One bankers’ counsel was concerned that non-investment grade companies could issue what are effectively high-yield bonds to a retail market who may not have the wisdom or time to understand the level of due diligence or attend relevant roadshows.

"There’s also a wonderful pricing upside for the issuers because they can sell it to retail who really don’t know how to price it," said the counsel.

With the large underwriting banks effectively removed to save costs, Hendrik Haag of Hengeler Mueller in Frankfurt said a crucial protection has been removed from the issuing process.

"Stuttgart is doing away with the costs of the gatekeepers in the form of the underwriters, who would normally do a much stricter test on the issuer," said Haag.

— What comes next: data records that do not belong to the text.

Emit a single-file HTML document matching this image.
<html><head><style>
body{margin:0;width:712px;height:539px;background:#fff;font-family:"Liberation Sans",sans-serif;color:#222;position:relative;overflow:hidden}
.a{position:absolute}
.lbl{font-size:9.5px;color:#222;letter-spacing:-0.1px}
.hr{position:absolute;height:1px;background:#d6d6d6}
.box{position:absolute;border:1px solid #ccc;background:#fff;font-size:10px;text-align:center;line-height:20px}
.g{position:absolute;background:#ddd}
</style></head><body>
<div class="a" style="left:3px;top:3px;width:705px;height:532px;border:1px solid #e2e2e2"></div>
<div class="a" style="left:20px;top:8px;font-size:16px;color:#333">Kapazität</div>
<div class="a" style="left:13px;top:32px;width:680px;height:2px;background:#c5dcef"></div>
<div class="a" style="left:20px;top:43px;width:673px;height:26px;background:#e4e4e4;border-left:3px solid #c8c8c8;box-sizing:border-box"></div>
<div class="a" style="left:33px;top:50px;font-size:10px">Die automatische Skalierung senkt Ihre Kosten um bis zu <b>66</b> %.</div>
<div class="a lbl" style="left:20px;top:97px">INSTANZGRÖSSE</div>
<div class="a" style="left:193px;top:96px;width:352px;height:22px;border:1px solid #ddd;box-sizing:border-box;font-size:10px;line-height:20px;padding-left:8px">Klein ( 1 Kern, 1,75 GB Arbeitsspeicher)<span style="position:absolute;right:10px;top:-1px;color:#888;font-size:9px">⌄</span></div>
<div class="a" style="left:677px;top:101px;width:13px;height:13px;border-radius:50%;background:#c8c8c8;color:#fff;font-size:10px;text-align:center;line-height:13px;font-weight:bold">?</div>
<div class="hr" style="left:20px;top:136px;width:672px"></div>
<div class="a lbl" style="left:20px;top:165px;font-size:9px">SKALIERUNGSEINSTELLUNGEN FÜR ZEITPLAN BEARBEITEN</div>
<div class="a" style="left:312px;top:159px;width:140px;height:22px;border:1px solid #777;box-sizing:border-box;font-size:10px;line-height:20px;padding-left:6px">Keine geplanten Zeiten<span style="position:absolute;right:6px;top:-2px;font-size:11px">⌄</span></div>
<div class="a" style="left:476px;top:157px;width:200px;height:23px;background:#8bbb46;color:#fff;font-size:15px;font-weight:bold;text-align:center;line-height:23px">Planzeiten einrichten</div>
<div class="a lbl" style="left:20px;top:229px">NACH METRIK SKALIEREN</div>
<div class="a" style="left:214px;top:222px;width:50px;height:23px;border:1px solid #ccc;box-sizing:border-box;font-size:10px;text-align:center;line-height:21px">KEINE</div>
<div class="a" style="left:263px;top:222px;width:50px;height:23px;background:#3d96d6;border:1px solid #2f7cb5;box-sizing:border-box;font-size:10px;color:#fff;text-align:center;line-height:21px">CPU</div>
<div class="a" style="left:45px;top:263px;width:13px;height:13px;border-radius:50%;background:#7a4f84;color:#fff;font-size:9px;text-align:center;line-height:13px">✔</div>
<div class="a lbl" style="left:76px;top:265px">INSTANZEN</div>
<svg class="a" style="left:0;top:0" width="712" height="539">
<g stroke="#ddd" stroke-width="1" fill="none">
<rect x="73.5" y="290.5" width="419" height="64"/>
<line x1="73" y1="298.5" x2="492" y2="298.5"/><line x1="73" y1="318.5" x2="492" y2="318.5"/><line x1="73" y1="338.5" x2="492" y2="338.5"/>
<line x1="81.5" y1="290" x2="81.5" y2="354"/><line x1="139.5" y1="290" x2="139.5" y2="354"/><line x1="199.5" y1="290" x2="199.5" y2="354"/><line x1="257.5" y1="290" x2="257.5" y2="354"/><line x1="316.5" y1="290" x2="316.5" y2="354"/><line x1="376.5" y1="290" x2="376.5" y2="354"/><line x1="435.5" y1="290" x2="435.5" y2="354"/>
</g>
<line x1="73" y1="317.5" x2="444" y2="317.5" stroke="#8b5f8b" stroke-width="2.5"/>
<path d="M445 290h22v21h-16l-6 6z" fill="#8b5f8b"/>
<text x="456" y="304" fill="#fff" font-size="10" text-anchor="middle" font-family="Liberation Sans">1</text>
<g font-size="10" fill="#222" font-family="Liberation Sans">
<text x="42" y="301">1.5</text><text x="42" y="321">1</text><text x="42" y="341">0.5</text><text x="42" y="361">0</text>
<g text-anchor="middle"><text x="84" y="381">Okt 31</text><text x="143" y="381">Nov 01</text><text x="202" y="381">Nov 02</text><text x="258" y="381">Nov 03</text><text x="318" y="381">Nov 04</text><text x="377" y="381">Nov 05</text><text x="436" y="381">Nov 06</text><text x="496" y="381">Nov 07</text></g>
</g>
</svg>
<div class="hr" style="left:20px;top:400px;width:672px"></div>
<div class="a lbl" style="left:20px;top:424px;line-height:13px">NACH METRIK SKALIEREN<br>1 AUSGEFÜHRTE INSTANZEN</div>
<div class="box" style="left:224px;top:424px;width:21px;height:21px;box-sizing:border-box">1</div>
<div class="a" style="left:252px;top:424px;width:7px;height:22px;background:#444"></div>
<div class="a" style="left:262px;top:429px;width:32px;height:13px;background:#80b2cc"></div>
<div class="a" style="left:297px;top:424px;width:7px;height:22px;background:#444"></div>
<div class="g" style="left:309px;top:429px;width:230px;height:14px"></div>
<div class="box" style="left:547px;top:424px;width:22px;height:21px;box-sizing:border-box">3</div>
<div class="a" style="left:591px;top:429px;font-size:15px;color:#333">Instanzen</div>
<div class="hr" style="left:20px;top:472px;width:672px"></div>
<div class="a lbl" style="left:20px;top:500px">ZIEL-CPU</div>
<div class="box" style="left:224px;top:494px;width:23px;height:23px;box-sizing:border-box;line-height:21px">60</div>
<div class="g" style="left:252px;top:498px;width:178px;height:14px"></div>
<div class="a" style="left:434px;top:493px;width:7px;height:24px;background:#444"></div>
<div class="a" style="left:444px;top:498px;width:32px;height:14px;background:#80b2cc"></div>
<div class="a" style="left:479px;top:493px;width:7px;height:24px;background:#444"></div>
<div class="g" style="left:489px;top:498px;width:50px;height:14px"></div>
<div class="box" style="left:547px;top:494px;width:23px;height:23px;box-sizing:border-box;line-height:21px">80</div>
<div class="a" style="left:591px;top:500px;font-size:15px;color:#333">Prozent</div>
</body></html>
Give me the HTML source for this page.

However Haag notes that these large banks rarely work on deals below €100 million, so these issuers normally wouldn’t be able to access the debt market without the BondM platform.

Issuers do use financial advisers, which tend to be smaller German banks such as Close Brothers. However the fact that the larger German banks are not involved in deals in their own backyard is telling, said the bankers’ counsel.

"I thought that was an area best left to the German banks if they wanted to play as they understood the consumer protection environment better than we do," said a bank counsel. "But seemingly they don’t want to play."

The counsel added: "If it’s something that the Commerzbanks and the Deutsche Banks don’t do, you’d be fairly sure there’s a good reason for that."

Doing a Murdoch

The German market however does differ from other European markets, as retail investors are relatively comfortable buying bonds. Retail investors compare bonds with overnight deposits and short-term bank products.

The BondM platform therefore brings together investors looking for yield, and companies looking for cheap funding.

However for one in-house lawyer, the idea of mixing retail investors and non-investment grade issuers is just too much. "Retail is a very difficult subject at the best of times, and to add on to that a credit risk issue as well, it just becomes far too difficult," he said.

Given the lack of covenants, the real test for the market will if one of the issuers runs into trouble, said Haag. If one or two companies go belly up, he said, it will be a big blow for the market segment.

For the bankers’ counsel, the reputational risks are the biggest hurdle to getting involved. "In terms of risk-reward, where reputation is everything, as Murdoch is finding out, you only have to do one really crap deal to suffer a significant downside," said the counsel.